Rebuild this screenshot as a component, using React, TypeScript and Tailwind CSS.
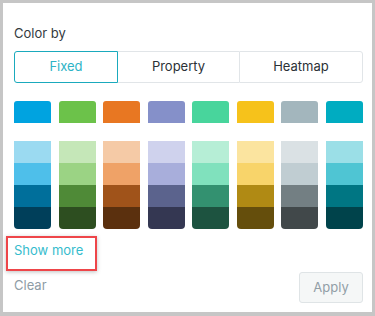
const baseColors = ["#00a3e0", "#6cc24a", "#e87722", "#8590c9", "#48d59c", "#f6c21b", "#a3b6bd", "#00acc1"];

const scales = [
  ["#9bdaf1", "#4ebfea", "#006f9b", "#003f5a"],
  ["#c5e7b8", "#9bd384", "#4f8a37", "#2d4e20"],
  ["#f5caa6", "#efa267", "#a0531a", "#5b300e"],
  ["#cfd2ed", "#a8aedb", "#5b638d", "#343752"],
  ["#b6eed6", "#80e1bd", "#339170", "#1d5340"],
  ["#fbe49f", "#f8d46a", "#b08a14", "#654e0c"],
  ["#dae1e4", "#c0cdd2", "#737f83", "#41484a"],
  ["#9bdfe7", "#4fc5d3", "#007683", "#00434b"],
];

export default function App() {
  return (
    <div className="h-[316px] w-[375px] bg-[#c6c6c6] pl-[3px] pr-[3px] pt-[3px] pb-[4px] font-['Inter','Liberation_Sans',sans-serif]">
      <div className="flex h-full flex-col bg-white pl-[11px] pr-[9px] pt-[22px]">
        <div className="text-[13px] leading-4 text-[#333a40]">Color by</div>

        <div className="mt-[10px] flex h-[32px] text-[13px] text-[#2b3136]">
          <button className="w-[104px] rounded-l-[3px] border border-[#1aaabd] text-[#2eb3c6]">Fixed</button>
          <button className="w-[121px] border-y border-[#e1e5e8]">Property</button>
          <button className="flex-1 rounded-r-[3px] border border-[#e1e5e8]">Heatmap</button>
        </div>

        <div className="mt-[18px] grid grid-cols-8 gap-x-[7.5px]">
          {baseColors.map((c) => (
            <div key={c} className="h-[22px] rounded-t-[3px]" style={{ backgroundColor: c }} />
          ))}
        </div>

        <div className="mt-[18px] grid grid-cols-8 gap-x-[7.5px]">
          {scales.map((s, i) => (
            <div key={i} className="flex flex-col overflow-hidden rounded-b-[4px]">
              {s.map((c) => (
                <div key={c} className="h-[22px]" style={{ backgroundColor: c }} />
              ))}
            </div>
          ))}
        </div>

        <div className="relative mt-[13px] self-start text-[13px] leading-4 text-[#36bccd]">
          Show more
          <div className="absolute left-[-8px] top-[-6px] h-[35px] w-[91px] border-2 border-[#ee4549] shadow-[0_1px_4px_rgba(0,0,0,0.25)]" />
        </div>

        <div className="mt-[14px] flex items-start justify-between">
          <span className="mt-[5px] text-[13px] leading-4 text-[#8e9ca6]">Clear</span>
          <button className="h-[31px] w-[64px] rounded-[3px] border border-[#dfe4e6] bg-[#f5f7f7] text-[13px] text-[#929ea6]">
            Apply
          </button>
        </div>
      </div>
    </div>
  );
}
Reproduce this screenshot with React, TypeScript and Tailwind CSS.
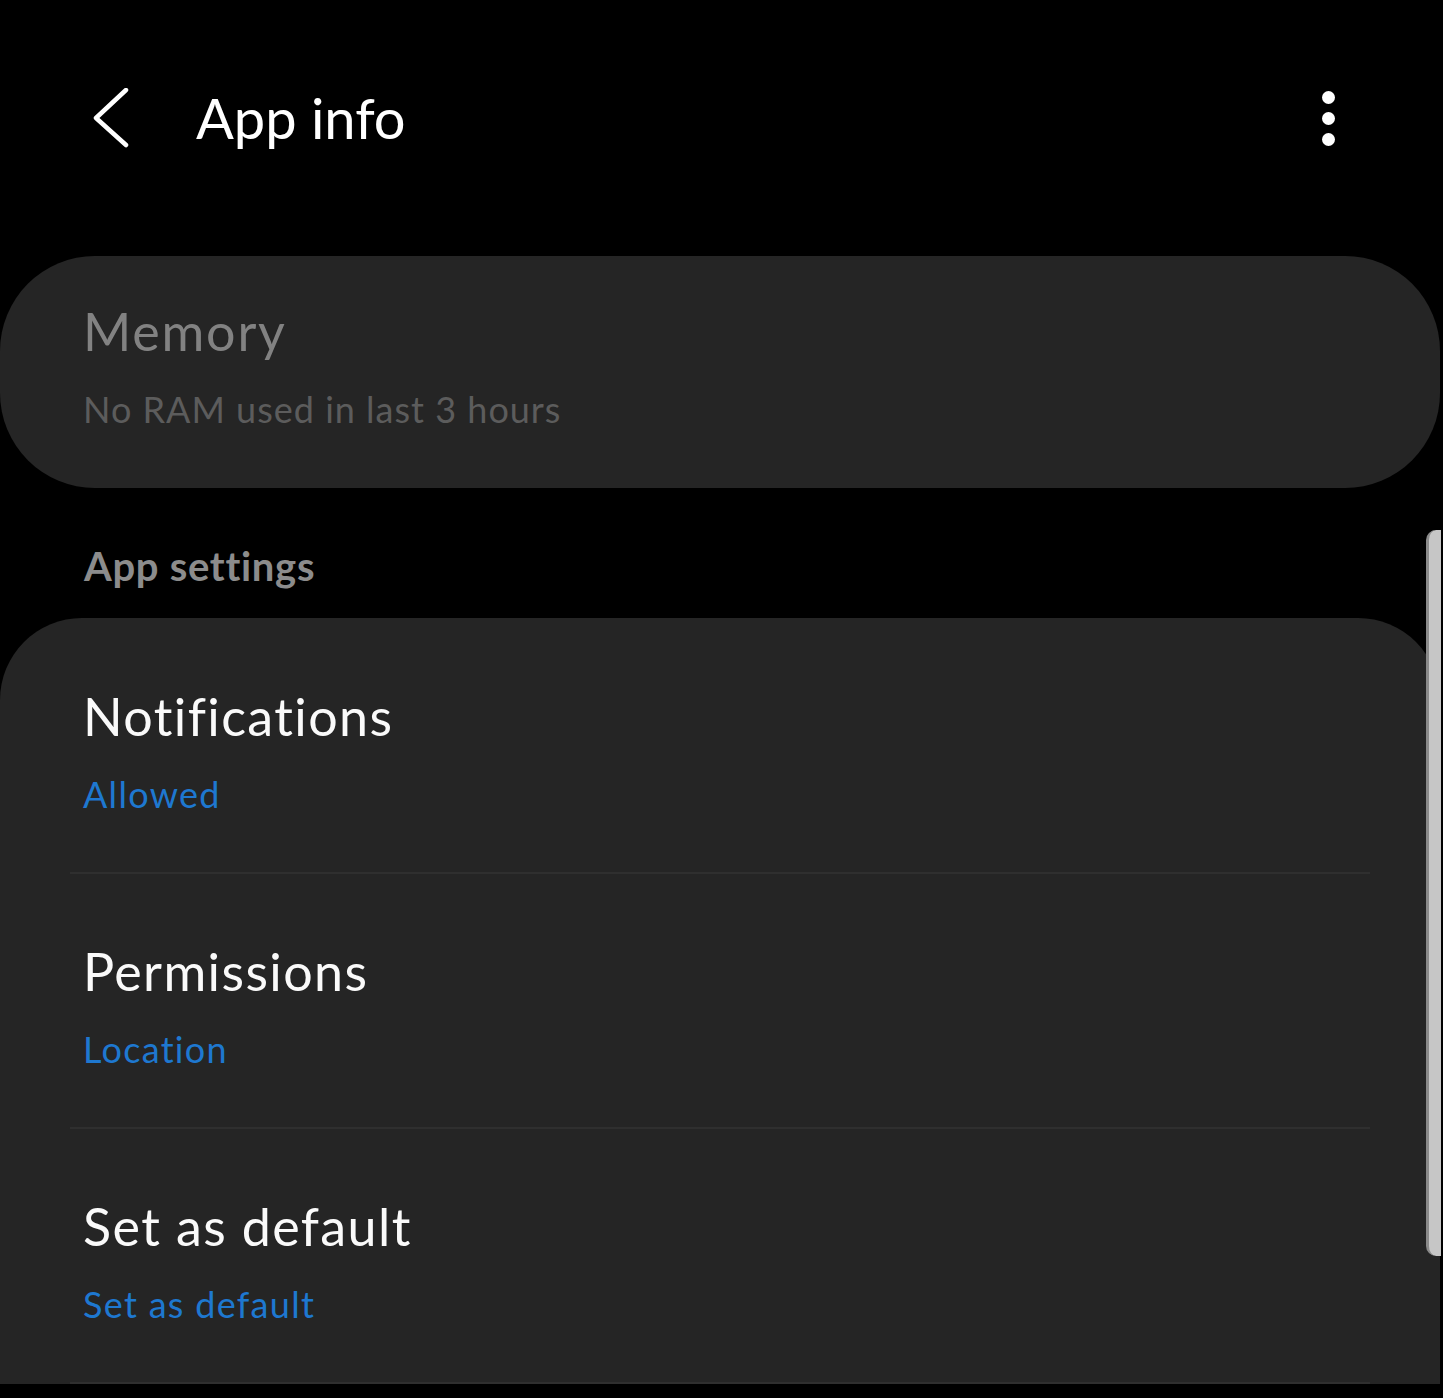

Objective: The records above must be printed exactly; the pictures stay out.

The response:
Rebuild this screenshot as a component, using React, TypeScript and Tailwind CSS.
const baseColors = ["#00a3e0", "#6cc24a", "#e87722", "#8590c9", "#48d59c", "#f6c21b", "#a3b6bd", "#00acc1"];

const scales = [
  ["#9bdaf1", "#4ebfea", "#006f9b", "#003f5a"],
  ["#c5e7b8", "#9bd384", "#4f8a37", "#2d4e20"],
  ["#f5caa6", "#efa267", "#a0531a", "#5b300e"],
  ["#cfd2ed", "#a8aedb", "#5b638d", "#343752"],
  ["#b6eed6", "#80e1bd", "#339170", "#1d5340"],
  ["#fbe49f", "#f8d46a", "#b08a14", "#654e0c"],
  ["#dae1e4", "#c0cdd2", "#737f83", "#41484a"],
  ["#9bdfe7", "#4fc5d3", "#007683", "#00434b"],
];

export default function App() {
  return (
    <div className="h-[316px] w-[375px] bg-[#c6c6c6] pl-[3px] pr-[3px] pt-[3px] pb-[4px] font-['Inter','Liberation_Sans',sans-serif]">
      <div className="flex h-full flex-col bg-white pl-[11px] pr-[9px] pt-[22px]">
        <div className="text-[13px] leading-4 text-[#333a40]">Color by</div>

        <div className="mt-[10px] flex h-[32px] text-[13px] text-[#2b3136]">
          <button className="w-[104px] rounded-l-[3px] border border-[#1aaabd] text-[#2eb3c6]">Fixed</button>
          <button className="w-[121px] border-y border-[#e1e5e8]">Property</button>
          <button className="flex-1 rounded-r-[3px] border border-[#e1e5e8]">Heatmap</button>
        </div>

        <div className="mt-[18px] grid grid-cols-8 gap-x-[7.5px]">
          {baseColors.map((c) => (
            <div key={c} className="h-[22px] rounded-t-[3px]" style={{ backgroundColor: c }} />
          ))}
        </div>

        <div className="mt-[18px] grid grid-cols-8 gap-x-[7.5px]">
          {scales.map((s, i) => (
            <div key={i} className="flex flex-col overflow-hidden rounded-b-[4px]">
              {s.map((c) => (
                <div key={c} className="h-[22px]" style={{ backgroundColor: c }} />
              ))}
            </div>
          ))}
        </div>

        <div className="relative mt-[13px] self-start text-[13px] leading-4 text-[#36bccd]">
          Show more
          <div className="absolute left-[-8px] top-[-6px] h-[35px] w-[91px] border-2 border-[#ee4549] shadow-[0_1px_4px_rgba(0,0,0,0.25)]" />
        </div>

        <div className="mt-[14px] flex items-start justify-between">
          <span className="mt-[5px] text-[13px] leading-4 text-[#8e9ca6]">Clear</span>
          <button className="h-[31px] w-[64px] rounded-[3px] border border-[#dfe4e6] bg-[#f5f7f7] text-[13px] text-[#929ea6]">
            Apply
          </button>
        </div>
      </div>
    </div>
  );
}
Reproduce this screenshot with React, TypeScript and Tailwind CSS.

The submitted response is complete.